To: "Grossnicklaus Jeff SMSgt 27OSS/OSO" <Jeff.Grossnicklaus@cannon.af.mil>
Subject: Re: Veterans
From: rsexson@excite.com
Date: Wed, 10 Nov 1999 10:22:29 PST
On Tue, 9 Nov 1999 15:29:12 -0700 , Grossnicklaus Jeff SMSgt 27OSS/OSO
wrote:

>  
>   WHAT IS A VET?
> 
>   Some veterans bear visible signs of their service: a missing limb, a
>   jagged scar, a certain look in the eye.
> 
>   Others may carry the evidence inside them: a pin holding a bone
>   together, A piece of shrapnel in the leg - or perhaps another sort of
> inner steel:
> 
>   The soul's ally forged in the refinery of adversity.
> 
>   Except in parades, however, the men and women who have kept America 
>   safe wear no badge or emblem.  You can't tell a vet just by looking.
> 
>   What is a vet?
> 
>   He is the cop on the beat who spent six months in Saudi Arabia sweating
>   two gallons a day making sure the armored personnel carriers didn't run
> out
>   of fuel.
> 
>   He is the barroom loudmouth, dumber than five wooden planks, whose
>   overgrown frat-boy behavior is outweighed a hundred times in the cosmic
>   scales by  four hours of exquisite bravery near the 38th parallel.
> 
>   She - or he - is the nurse who fought against futility and went to 
>   sleep sobbing every night for two solid years in Da Nang.
> 
>   He is the POW who went away one person and came back another - or 
>   didn't come back AT ALL.
> 
>   He is the Quantico drill instructor who has never seen combat - but has
>   saved countless lives by turning slouchy, no-account rednecks and gang
>   members into Marines, and teaching them to watch each other's backs.
> 
>   He is the parade - riding Legionnaire who pins on his ribbons and 
>   medals with a prosthetic hand.
>  
>   He is the career quartermaster who watches the ribbons and medals pass
>   him by.
>  
>   He is the three anonymous heroes in The Tomb Of The Unknowns, whose
>   presence at the Arlington National Cemetery must forever preserve the
>   memory of all the anonymous heroes whose valor dies unrecognized with
them
> on
>   the battlefield or in the ocean's sunless deep.
>  
>   He is the old guy bagging groceries at the supermarket - palsied now 
>   and aggravatingly slow - who helped liberate a Nazi death camp and who
>   wishes all day long that his wife were still alive to hold him when the
>   nightmares come.
>  
>   He is an ordinary and yet an extraordinary human being - a person who
>   offered some of his life's most vital years in the service of his
>   country, and who sacrificed his ambitions so others would not have to
> sacrifice
>   theirs.
>  
>   He is a soldier and a savior and a sword against the darkness, and he 
>   is nothing more than the finest, greatest testimony on behalf of the
>   finest, greatest nation ever known.
>  
>   So remember, each time you see someone who has served our country, just
>   lean over and say Thank You.

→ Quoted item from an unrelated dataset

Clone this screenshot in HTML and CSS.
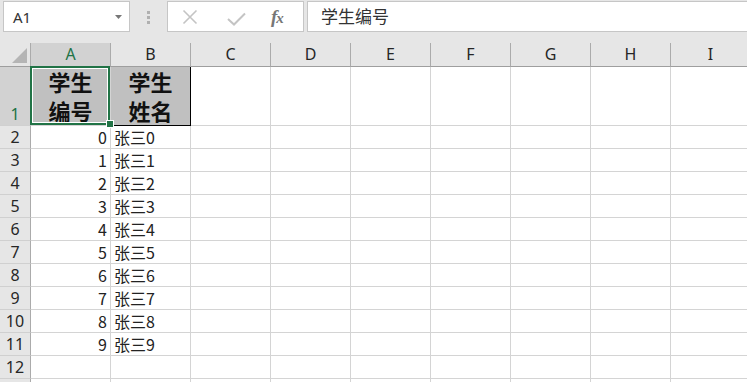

That's all most people need, and in most
>   cases it will mean more than any medals they could have been awarded or
> were
>   awarded.
>  
>   Two little words that mean a lot, "THANK YOU".
>  
>   Remember November 11th is Veterans Day.
>  
>  
>   JEFFREY L. GROSSNICKLAUS, SMSGT, USAF
>   Superintendent, Operations Support Squadron
>   Cannon AFB, New Mexico
> 

Thank you SARGE, for myself and thoes who can't.